Task: Return all lines that include the string "React".

------------------------------

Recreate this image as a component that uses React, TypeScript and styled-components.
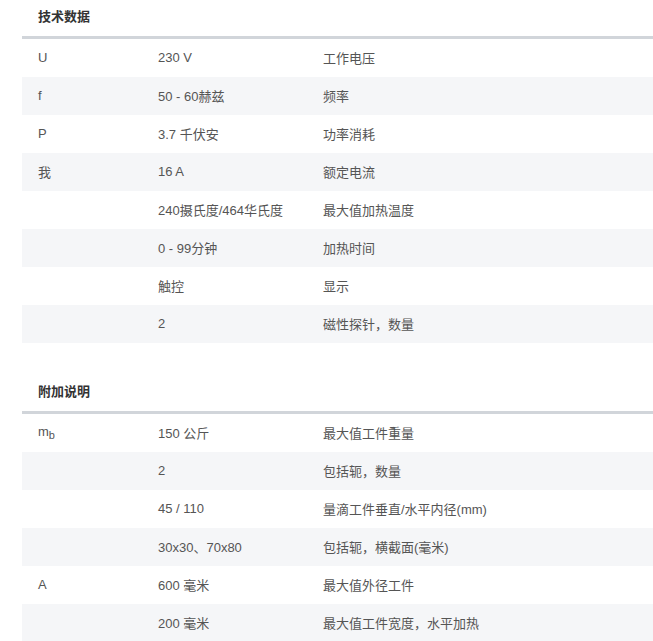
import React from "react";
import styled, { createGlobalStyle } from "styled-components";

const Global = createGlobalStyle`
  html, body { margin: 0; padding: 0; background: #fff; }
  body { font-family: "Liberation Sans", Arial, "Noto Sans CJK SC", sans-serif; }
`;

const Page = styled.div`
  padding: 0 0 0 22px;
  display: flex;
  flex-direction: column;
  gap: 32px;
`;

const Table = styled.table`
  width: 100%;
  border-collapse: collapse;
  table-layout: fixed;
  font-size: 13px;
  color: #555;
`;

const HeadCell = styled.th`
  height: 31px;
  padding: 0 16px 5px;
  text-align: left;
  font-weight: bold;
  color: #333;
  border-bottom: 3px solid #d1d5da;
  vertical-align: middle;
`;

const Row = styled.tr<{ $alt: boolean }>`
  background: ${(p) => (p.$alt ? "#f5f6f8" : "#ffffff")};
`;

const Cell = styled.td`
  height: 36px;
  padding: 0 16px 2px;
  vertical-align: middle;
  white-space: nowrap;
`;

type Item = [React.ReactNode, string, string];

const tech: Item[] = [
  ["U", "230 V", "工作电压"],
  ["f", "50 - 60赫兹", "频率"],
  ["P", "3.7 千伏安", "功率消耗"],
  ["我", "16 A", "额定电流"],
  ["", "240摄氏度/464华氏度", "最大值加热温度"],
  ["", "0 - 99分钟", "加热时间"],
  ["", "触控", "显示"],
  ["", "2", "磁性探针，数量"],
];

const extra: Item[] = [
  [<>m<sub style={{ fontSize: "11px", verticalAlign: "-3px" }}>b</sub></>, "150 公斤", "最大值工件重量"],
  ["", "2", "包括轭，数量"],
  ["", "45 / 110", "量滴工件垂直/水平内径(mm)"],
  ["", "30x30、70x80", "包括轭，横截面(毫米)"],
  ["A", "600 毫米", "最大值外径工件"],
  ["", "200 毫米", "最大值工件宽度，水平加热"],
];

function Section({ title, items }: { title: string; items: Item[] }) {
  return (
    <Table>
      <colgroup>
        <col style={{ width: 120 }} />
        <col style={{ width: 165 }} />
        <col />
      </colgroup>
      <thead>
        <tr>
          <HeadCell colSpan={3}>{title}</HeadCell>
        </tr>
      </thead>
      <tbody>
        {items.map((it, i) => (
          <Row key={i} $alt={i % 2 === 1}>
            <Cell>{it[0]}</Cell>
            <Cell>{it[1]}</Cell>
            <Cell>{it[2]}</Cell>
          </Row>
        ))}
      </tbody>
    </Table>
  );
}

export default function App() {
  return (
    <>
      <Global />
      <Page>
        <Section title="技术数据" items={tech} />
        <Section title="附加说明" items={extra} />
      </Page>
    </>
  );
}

------------------------------

The completed task:
Recreate this image as a component that uses React, TypeScript and styled-components.
import React from "react";
type Item = [React.ReactNode, string, string];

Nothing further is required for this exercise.